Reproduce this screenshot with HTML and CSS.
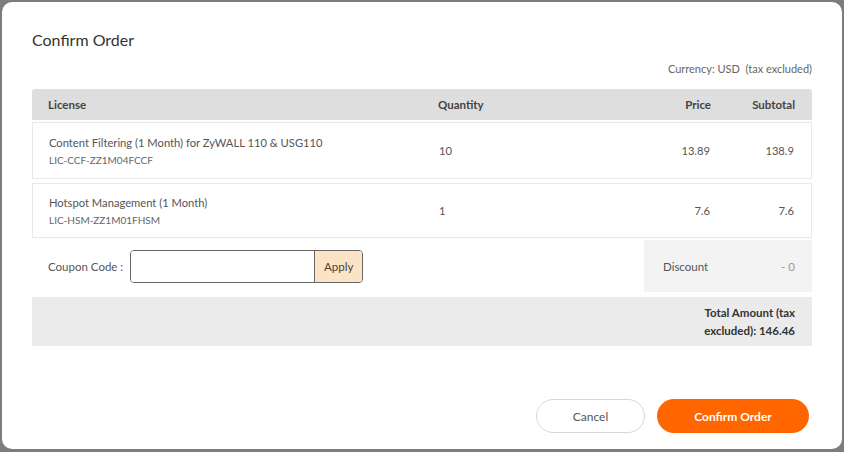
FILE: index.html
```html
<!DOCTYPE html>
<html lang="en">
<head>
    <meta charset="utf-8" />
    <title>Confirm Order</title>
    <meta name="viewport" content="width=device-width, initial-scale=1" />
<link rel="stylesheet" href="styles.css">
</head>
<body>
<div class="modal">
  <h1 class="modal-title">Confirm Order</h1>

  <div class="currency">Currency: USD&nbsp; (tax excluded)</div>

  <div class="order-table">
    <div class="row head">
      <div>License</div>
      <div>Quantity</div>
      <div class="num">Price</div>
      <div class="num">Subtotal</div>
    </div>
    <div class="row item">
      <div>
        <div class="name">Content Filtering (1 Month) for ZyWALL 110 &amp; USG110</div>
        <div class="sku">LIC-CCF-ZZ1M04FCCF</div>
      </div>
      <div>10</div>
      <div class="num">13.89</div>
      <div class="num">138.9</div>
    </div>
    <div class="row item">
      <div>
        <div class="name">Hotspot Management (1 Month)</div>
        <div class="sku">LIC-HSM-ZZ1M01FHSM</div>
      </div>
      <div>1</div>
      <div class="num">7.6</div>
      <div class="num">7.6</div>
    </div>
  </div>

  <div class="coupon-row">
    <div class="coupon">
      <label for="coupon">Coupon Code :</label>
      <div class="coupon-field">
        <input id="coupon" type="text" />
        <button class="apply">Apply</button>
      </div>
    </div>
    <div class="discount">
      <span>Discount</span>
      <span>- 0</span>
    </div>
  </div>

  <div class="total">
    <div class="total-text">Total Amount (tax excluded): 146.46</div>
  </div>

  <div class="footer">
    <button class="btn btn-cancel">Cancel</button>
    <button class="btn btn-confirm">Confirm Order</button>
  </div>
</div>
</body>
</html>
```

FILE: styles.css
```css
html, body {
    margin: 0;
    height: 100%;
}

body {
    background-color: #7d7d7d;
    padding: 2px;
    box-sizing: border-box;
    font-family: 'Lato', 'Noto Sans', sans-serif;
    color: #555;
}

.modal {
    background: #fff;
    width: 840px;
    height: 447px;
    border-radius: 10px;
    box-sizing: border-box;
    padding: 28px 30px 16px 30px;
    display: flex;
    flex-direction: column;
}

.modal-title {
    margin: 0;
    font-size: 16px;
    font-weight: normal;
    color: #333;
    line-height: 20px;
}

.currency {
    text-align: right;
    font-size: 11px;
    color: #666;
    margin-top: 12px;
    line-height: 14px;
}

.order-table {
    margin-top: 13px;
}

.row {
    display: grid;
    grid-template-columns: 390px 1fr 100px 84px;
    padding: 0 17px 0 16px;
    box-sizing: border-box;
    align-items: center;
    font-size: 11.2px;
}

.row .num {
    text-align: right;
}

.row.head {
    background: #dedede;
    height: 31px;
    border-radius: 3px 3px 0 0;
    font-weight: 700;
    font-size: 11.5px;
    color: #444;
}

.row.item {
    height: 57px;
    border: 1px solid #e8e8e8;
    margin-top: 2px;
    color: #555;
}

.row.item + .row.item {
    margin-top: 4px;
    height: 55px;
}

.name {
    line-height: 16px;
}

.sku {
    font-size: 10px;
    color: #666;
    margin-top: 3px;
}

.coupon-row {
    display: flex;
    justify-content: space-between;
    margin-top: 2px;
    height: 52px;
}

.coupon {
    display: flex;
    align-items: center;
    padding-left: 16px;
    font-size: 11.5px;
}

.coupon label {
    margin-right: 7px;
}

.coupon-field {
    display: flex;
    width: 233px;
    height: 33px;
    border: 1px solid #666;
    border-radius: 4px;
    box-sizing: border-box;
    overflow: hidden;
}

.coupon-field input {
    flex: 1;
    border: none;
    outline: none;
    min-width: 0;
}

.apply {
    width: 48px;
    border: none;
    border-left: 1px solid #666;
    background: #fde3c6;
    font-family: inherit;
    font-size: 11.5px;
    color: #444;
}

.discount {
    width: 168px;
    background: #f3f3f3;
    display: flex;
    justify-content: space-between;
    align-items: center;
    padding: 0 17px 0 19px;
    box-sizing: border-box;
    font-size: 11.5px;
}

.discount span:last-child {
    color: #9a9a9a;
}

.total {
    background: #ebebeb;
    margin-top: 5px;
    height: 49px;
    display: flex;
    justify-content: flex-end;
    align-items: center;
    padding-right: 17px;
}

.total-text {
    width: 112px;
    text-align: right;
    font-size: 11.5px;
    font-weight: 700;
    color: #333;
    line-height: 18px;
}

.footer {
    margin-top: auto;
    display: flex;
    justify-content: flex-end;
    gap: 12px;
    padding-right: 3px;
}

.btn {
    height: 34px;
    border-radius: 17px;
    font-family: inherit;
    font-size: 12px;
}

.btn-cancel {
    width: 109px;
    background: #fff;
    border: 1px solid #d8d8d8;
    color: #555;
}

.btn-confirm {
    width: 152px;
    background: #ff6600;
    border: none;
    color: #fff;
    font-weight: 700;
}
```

Exercise goal >> Leave out the pictures and reproduce the rest of the listing exactly.

Output for this exercise >>
Reproduce this screenshot with HTML and CSS.
FILE: index.html
```html
<!DOCTYPE html>
<html lang="en">
<head>
    <meta charset="utf-8" />
    <title>Confirm Order</title>
    <meta name="viewport" content="width=device-width, initial-scale=1" />
<link rel="stylesheet" href="styles.css">
</head>
<body>
<div class="modal">
  <h1 class="modal-title">Confirm Order</h1>

  <div class="currency">Currency: USD&nbsp; (tax excluded)</div>

  <div class="order-table">
    <div class="row head">
      <div>License</div>
      <div>Quantity</div>
      <div class="num">Price</div>
      <div class="num">Subtotal</div>
    </div>
    <div class="row item">
      <div>
        <div class="name">Content Filtering (1 Month) for ZyWALL 110 &amp; USG110</div>
        <div class="sku">LIC-CCF-ZZ1M04FCCF</div>
      </div>
      <div>10</div>
      <div class="num">13.89</div>
      <div class="num">138.9</div>
    </div>
    <div class="row item">
      <div>
        <div class="name">Hotspot Management (1 Month)</div>
        <div class="sku">LIC-HSM-ZZ1M01FHSM</div>
      </div>
      <div>1</div>
      <div class="num">7.6</div>
      <div class="num">7.6</div>
    </div>
  </div>

  <div class="coupon-row">
    <div class="coupon">
      <label for="coupon">Coupon Code :</label>
      <div class="coupon-field">
        <input id="coupon" type="text" />
        <button class="apply">Apply</button>
      </div>
    </div>
    <div class="discount">
      <span>Discount</span>
      <span>- 0</span>
    </div>
  </div>

  <div class="total">
    <div class="total-text">Total Amount (tax excluded): 146.46</div>
  </div>

  <div class="footer">
    <button class="btn btn-cancel">Cancel</button>
    <button class="btn btn-confirm">Confirm Order</button>
  </div>
</div>
</body>
</html>
```

FILE: styles.css
```css
html, body {
    margin: 0;
    height: 100%;
}

body {
    background-color: #7d7d7d;
    padding: 2px;
    box-sizing: border-box;
    font-family: 'Lato', 'Noto Sans', sans-serif;
    color: #555;
}

.modal {
    background: #fff;
    width: 840px;
    height: 447px;
    border-radius: 10px;
    box-sizing: border-box;
    padding: 28px 30px 16px 30px;
    display: flex;
    flex-direction: column;
}

.modal-title {
    margin: 0;
    font-size: 16px;
    font-weight: normal;
    color: #333;
    line-height: 20px;
}

.currency {
    text-align: right;
    font-size: 11px;
    color: #666;
    margin-top: 12px;
    line-height: 14px;
}

.order-table {
    margin-top: 13px;
}

.row {
    display: grid;
    grid-template-columns: 390px 1fr 100px 84px;
    padding: 0 17px 0 16px;
    box-sizing: border-box;
    align-items: center;
    font-size: 11.2px;
}

.row .num {
    text-align: right;
}

.row.head {
    background: #dedede;
    height: 31px;
    border-radius: 3px 3px 0 0;
    font-weight: 700;
    font-size: 11.5px;
    color: #444;
}

.row.item {
    height: 57px;
    border: 1px solid #e8e8e8;
    margin-top: 2px;
    color: #555;
}

.row.item + .row.item {
    margin-top: 4px;
    height: 55px;
}

.name {
    line-height: 16px;
}

.sku {
    font-size: 10px;
    color: #666;
    margin-top: 3px;
}

.coupon-row {
    display: flex;
    justify-content: space-between;
    margin-top: 2px;
    height: 52px;
}

.coupon {
    display: flex;
    align-items: center;
    padding-left: 16px;
    font-size: 11.5px;
}

.coupon label {
    margin-right: 7px;
}

.coupon-field {
    display: flex;
    width: 233px;
    height: 33px;
    border: 1px solid #666;
    border-radius: 4px;
    box-sizing: border-box;
    overflow: hidden;
}

.coupon-field input {
    flex: 1;
    border: none;
    outline: none;
    min-width: 0;
}

.apply {
    width: 48px;
    border: none;
    border-left: 1px solid #666;
    background: #fde3c6;
    font-family: inherit;
    font-size: 11.5px;
    color: #444;
}

.discount {
    width: 168px;
    background: #f3f3f3;
    display: flex;
    justify-content: space-between;
    align-items: center;
    padding: 0 17px 0 19px;
    box-sizing: border-box;
    font-size: 11.5px;
}

.discount span:last-child {
    color: #9a9a9a;
}

.total {
    background: #ebebeb;
    margin-top: 5px;
    height: 49px;
    display: flex;
    justify-content: flex-end;
    align-items: center;
    padding-right: 17px;
}

.total-text {
    width: 112px;
    text-align: right;
    font-size: 11.5px;
    font-weight: 700;
    color: #333;
    line-height: 18px;
}

.footer {
    margin-top: auto;
    display: flex;
    justify-content: flex-end;
    gap: 12px;
    padding-right: 3px;
}

.btn {
    height: 34px;
    border-radius: 17px;
    font-family: inherit;
    font-size: 12px;
}

.btn-cancel {
    width: 109px;
    background: #fff;
    border: 1px solid #d8d8d8;
    color: #555;
}

.btn-confirm {
    width: 152px;
    background: #ff6600;
    border: none;
    color: #fff;
    font-weight: 700;
}
```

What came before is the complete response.